Disgraced centers around Mergers & Acquisitions Attorney Amir Kapoor (played with twitching intensity by Rajesh Bose), a Pakistani man of Muslim roots, and his wife, Emily (played with pitch-perfect nuance by Nicole Lowrance), a Caucasian artist who appropriates Islamic art. Their ambitious pursuits of success lead to horrific realizations about their sacrifices and choices in corporate and cultural America. Amir has changed his name and renounced his Muslim heritage, until Amir’s nephew, Abe (played with burning sincerity by Mohit Gautam), tries to acquire Amir’s help in representing imam, a man and leader from Abe’s mosque. This confrontation speaks volumes about Amir’s priorities, as he worries about the repercussions at his (largely Jewish) law firm. Unfortunately, no good deed goes unpunished (or unpublished) as Amir’s name appears in the New York Times connected with this man and his alleged terrorism.
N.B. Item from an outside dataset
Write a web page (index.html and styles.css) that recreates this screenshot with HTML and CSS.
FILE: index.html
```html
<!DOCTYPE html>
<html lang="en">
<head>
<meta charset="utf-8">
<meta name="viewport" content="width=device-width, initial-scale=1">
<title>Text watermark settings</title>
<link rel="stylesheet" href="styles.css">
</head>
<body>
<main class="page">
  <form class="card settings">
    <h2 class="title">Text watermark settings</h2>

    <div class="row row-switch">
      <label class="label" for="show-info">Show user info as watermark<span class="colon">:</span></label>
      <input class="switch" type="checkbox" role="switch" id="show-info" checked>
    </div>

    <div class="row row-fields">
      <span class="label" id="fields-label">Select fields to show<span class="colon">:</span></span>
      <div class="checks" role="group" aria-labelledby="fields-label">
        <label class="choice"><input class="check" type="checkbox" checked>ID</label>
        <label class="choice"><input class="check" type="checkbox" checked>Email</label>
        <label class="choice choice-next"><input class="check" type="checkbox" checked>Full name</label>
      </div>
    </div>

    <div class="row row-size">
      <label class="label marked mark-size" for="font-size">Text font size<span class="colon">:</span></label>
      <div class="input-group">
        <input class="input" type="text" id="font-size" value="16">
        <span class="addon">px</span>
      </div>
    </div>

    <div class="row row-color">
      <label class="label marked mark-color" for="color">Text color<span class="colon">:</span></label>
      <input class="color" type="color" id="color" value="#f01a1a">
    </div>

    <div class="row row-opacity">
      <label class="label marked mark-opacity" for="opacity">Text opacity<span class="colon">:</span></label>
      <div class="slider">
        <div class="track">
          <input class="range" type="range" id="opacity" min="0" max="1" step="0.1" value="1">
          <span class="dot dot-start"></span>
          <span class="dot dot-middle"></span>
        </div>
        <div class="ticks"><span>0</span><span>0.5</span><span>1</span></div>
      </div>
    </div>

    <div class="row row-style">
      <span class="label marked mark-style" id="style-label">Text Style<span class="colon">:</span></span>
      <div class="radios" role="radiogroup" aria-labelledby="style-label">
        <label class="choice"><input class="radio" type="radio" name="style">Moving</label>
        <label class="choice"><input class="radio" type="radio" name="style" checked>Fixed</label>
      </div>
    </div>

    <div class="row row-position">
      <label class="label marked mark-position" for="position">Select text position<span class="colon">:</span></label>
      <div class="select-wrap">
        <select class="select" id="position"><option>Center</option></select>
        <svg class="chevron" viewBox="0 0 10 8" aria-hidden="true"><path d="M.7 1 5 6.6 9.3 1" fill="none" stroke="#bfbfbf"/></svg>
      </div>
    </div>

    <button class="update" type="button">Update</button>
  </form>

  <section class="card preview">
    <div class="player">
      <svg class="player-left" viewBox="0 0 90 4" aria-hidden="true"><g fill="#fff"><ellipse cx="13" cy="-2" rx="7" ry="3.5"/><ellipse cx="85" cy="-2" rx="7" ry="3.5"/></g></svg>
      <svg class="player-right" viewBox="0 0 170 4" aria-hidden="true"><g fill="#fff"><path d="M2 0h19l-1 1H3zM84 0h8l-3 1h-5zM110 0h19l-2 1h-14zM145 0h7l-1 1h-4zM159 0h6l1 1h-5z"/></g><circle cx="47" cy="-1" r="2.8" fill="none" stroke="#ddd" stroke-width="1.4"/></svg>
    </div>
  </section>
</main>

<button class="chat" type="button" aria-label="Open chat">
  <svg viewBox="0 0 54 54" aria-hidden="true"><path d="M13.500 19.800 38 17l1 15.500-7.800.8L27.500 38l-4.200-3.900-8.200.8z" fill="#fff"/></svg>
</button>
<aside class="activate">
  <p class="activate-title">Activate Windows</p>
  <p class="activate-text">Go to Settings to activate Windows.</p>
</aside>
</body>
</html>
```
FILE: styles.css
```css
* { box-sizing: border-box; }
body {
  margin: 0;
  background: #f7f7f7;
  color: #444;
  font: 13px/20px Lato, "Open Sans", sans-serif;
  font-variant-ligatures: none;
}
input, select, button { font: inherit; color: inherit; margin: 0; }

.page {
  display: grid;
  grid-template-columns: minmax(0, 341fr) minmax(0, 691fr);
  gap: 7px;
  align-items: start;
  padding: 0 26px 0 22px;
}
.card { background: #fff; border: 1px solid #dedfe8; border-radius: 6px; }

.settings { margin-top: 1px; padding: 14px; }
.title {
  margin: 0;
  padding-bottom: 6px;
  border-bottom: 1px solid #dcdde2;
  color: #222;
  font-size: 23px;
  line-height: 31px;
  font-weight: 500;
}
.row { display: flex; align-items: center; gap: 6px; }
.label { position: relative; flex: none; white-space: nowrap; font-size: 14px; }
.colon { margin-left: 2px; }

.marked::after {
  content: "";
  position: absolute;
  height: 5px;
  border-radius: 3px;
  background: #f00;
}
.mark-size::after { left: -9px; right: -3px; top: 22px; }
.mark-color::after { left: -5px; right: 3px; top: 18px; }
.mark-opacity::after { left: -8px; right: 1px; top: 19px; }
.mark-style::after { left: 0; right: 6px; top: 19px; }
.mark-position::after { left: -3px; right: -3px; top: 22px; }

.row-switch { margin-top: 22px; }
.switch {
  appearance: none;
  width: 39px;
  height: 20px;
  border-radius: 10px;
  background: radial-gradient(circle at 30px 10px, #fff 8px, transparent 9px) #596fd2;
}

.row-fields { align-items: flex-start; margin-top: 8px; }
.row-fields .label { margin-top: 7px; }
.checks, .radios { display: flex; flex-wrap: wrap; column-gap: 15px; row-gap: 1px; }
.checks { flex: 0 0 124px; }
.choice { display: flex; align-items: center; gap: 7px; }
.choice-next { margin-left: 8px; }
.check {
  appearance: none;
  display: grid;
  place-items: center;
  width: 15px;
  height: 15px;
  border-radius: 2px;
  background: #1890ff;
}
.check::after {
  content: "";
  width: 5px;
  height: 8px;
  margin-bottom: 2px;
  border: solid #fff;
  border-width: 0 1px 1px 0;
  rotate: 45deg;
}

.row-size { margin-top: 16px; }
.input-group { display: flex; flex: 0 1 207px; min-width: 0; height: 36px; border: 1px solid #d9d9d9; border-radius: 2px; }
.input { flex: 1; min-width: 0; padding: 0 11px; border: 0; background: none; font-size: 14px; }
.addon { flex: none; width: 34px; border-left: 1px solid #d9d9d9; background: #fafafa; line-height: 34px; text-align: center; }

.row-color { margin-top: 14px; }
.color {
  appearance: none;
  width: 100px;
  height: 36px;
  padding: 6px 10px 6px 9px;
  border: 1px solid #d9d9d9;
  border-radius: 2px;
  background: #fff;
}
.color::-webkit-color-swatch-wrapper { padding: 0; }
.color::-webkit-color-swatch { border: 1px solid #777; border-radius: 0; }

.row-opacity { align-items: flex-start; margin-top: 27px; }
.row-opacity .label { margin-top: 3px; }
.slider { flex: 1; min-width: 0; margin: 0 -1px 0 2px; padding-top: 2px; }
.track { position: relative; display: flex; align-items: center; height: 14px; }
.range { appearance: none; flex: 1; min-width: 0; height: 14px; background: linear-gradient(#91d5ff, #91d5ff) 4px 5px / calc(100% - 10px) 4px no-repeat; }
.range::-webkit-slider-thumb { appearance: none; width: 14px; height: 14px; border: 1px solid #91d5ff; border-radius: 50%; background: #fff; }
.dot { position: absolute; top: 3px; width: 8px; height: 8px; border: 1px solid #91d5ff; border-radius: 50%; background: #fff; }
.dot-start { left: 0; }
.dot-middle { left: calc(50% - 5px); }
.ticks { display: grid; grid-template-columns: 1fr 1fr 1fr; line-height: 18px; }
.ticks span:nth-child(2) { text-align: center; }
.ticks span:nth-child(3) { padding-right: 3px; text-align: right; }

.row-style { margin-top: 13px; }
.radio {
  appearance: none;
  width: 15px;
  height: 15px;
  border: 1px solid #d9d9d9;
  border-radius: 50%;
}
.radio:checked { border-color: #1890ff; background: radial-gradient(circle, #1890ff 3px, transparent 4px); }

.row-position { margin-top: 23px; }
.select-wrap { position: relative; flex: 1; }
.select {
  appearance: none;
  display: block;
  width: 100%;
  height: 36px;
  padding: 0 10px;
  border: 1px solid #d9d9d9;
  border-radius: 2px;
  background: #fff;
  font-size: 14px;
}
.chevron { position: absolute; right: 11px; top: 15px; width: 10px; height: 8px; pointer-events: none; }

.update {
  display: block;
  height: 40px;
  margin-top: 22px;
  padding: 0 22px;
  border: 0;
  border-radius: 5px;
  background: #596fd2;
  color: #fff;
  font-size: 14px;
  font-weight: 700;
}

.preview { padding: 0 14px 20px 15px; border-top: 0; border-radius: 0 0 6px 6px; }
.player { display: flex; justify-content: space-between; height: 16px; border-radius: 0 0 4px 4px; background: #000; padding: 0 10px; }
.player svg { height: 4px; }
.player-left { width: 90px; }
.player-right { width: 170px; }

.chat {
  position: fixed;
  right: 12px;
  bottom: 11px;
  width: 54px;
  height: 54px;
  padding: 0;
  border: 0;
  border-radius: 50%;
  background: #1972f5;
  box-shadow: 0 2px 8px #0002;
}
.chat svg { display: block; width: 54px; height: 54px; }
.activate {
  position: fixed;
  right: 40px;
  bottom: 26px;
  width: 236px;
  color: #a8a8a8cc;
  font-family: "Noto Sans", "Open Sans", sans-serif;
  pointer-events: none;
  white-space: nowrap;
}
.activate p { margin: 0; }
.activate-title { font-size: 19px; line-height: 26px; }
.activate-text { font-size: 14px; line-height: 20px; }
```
Now, we’re cooking.
Though the beginning starts as a slow boil of relationships, exposition, and introductions, the real act begins at a dinner party at Amir and Emily’s posh apartment, exquisitely designed and detailed by Scenic Designer Lee Savage, with Emily’s potential curator, Isaac (played with wonderful depth by Benim Foster), a Jewish man with strong opinions on ethnicity and culture; and Isaac’s partner and Amir’s co-worker, Jory (played with outstanding arched wit by Shirine Babb), an African American lawyer climbing the corporate ladder. Together, these are the main ingredients for an explosive party. Their characterizations are sharply-defined, a product of their (mostly) strong performances as well as their essence captured in the costume design by Ilona Somogyi (who offers a refreshing attention to detail to emphasize personality and mood). All four of these characters are the by-products of assimilation in our country. From daily choices about how much to reveal at work to career decisions to reconcile Israeli-Palestine artwork and culture, these characters are confronted with the gravity and dynamic of these decisions. Emily earns a spot in Isaac’s new piece, but at what cost? Amir learns devastating news about his work, but how much of it was because of his own prior actions? When do we stop blaming others for their feelings and reactions to our other-ness and look to ourselves in how we treat ourselves as others?
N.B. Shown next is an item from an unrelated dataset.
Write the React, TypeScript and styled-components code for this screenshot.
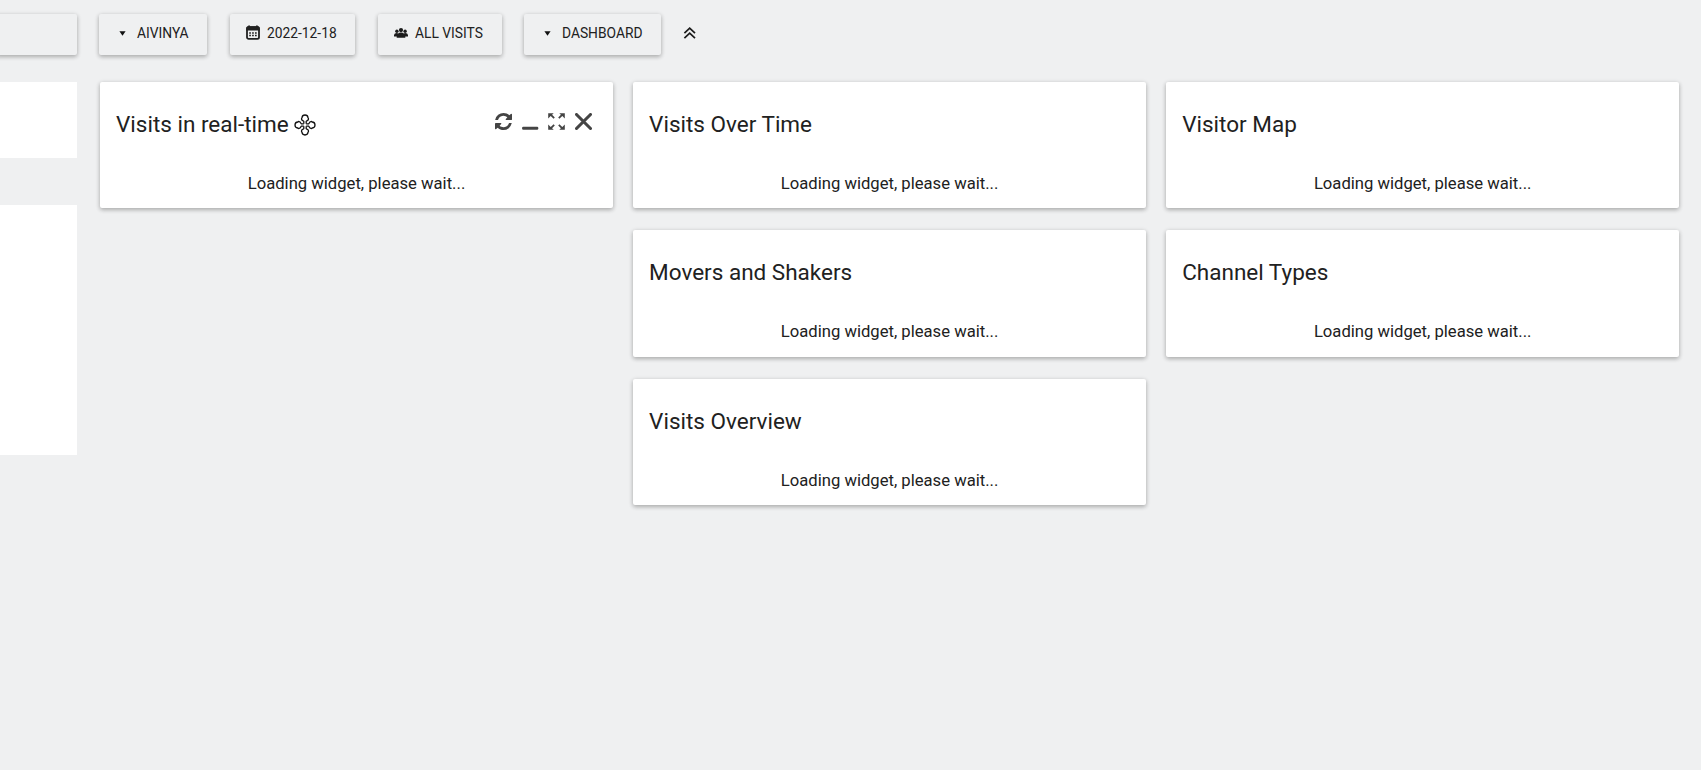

The ninety-minute play is explosive and shockingly poignant. Yes, the characters jump to conclusions, but these reactions only underscore how important the decisions and effects are upon these characters, their values, and their daily lives. As a gay attorney, I couldn’t help find some correlation (albeit a small one) between Amir’s fears and reactions to the current anti-Islamic undercurrent in corporate America and my own tightrope walking as part of the LGBTQ community. Bose is sometimes a bit too quirky in the role, often raising an eyebrow and contorting his face to an almost comical effect, but his works speak louder than his actions. His confrontations with Lowrance’s Emily are outstanding, reverberating with history and affection, while deeply misunderstanding your partner in subtle ways. The best moments are when Bose, Lowrance, Foster, and Babb interact, feeding off of each other’s slightly different energy; the result is an electric and eclectic dinner party. Director Edelstein orchestrates the mood shifts perfectly, taking us on an exciting ride as voyeurs into encounters that we know are happening in living rooms around the country.
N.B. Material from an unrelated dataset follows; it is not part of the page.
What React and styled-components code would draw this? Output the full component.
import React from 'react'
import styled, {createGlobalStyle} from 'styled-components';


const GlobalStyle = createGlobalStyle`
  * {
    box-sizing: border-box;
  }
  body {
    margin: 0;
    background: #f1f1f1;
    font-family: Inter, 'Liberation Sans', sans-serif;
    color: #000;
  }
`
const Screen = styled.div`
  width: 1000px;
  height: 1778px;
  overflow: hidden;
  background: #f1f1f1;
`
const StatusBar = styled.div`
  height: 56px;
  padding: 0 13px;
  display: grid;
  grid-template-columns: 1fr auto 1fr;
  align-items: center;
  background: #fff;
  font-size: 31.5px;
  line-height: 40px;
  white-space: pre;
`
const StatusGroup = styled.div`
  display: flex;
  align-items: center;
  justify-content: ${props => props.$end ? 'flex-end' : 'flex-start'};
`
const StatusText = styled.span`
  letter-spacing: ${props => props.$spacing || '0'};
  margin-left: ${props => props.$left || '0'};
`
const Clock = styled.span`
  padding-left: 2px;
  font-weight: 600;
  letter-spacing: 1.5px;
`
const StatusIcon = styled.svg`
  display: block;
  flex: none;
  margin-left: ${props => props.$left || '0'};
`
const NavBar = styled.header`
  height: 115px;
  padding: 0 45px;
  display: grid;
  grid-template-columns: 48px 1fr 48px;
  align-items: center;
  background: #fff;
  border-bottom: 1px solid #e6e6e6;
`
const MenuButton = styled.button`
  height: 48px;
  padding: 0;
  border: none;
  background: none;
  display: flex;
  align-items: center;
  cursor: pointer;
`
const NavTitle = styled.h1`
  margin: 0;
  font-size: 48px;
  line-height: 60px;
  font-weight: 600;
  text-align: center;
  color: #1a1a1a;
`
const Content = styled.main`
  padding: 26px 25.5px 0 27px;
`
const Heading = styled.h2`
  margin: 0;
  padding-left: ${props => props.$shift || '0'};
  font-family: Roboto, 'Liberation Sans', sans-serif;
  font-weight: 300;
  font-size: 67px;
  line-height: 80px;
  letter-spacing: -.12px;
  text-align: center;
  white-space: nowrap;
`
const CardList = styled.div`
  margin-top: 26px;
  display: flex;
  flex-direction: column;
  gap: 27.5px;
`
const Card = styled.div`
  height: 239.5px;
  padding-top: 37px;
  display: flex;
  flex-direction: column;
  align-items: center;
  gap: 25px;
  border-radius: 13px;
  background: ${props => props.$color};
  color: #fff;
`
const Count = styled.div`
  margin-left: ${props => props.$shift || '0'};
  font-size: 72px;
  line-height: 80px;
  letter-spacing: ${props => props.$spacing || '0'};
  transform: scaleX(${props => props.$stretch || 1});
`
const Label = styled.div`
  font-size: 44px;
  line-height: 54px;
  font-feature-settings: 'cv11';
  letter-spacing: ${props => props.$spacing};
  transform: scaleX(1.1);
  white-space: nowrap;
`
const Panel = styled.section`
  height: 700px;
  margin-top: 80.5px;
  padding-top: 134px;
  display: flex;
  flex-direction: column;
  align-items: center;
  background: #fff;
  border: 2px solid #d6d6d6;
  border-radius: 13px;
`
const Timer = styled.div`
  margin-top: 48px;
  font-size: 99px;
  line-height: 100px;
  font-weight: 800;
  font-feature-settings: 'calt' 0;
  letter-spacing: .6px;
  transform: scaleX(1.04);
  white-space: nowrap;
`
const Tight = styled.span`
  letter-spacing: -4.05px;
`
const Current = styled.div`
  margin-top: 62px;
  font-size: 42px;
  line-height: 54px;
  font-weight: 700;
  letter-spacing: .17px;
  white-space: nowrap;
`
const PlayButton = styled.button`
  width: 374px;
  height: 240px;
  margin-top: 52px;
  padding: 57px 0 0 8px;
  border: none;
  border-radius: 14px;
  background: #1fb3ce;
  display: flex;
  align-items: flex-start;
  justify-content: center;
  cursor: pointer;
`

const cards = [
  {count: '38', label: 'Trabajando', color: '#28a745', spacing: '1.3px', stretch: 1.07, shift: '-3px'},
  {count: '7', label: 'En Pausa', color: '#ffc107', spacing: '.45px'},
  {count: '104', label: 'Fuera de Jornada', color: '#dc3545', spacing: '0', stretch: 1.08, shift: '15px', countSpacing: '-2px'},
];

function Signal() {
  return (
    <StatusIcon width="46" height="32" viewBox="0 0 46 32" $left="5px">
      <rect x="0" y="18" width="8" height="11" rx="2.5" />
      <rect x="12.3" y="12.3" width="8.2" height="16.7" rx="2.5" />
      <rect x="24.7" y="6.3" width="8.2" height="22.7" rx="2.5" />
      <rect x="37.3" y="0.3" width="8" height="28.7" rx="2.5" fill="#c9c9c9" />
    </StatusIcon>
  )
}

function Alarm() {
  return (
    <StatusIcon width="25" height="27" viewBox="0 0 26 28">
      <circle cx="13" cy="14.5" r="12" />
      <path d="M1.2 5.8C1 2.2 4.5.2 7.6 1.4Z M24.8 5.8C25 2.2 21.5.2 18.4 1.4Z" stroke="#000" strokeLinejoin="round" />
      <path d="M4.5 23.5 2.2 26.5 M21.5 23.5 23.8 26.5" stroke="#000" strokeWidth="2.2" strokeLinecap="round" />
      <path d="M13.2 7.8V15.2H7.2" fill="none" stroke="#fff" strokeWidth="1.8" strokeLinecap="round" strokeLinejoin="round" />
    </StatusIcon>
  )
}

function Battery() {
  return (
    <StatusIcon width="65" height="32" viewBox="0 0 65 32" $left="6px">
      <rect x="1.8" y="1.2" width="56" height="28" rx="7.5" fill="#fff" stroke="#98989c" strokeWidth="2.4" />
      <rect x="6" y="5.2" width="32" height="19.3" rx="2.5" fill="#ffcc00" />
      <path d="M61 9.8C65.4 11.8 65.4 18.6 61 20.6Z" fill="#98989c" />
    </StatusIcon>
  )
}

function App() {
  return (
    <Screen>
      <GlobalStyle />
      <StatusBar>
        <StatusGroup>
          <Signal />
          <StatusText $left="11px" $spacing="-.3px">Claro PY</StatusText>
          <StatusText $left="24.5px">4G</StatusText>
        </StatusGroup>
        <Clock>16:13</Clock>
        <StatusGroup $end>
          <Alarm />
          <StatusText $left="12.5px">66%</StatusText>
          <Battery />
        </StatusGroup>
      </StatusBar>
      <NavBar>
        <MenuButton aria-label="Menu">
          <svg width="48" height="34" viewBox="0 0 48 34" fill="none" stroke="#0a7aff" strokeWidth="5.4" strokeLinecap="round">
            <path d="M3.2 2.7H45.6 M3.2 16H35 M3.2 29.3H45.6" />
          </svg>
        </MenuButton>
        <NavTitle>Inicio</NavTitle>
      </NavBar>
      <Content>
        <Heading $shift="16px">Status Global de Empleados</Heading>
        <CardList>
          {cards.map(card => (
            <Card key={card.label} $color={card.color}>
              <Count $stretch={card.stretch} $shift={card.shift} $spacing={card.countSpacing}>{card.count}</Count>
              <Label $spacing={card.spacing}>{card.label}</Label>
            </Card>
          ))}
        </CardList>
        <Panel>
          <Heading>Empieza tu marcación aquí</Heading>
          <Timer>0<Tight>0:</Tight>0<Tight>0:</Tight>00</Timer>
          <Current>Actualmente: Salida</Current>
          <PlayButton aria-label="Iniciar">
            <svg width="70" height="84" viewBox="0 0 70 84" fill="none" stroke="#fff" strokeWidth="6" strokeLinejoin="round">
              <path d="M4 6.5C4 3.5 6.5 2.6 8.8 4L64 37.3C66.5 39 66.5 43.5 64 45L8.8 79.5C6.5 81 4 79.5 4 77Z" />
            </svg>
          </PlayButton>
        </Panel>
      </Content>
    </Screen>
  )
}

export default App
Their conflict is our catharsis; finally, we have real issues onstage for us to grapple with through the lens of fictional characters. Theatre becomes an opportunity to appreciate each other better, and understand ourselves. We have choice words for these kinds of play, depending on how you like your theatre served: intellectualism, preachy, hot-topic, hot, exciting. I prefer to call it inspiring. I feel the story, its characters, its themes even days later, giving me food for thought. Won’t you join me by trying Disgraced for yourself?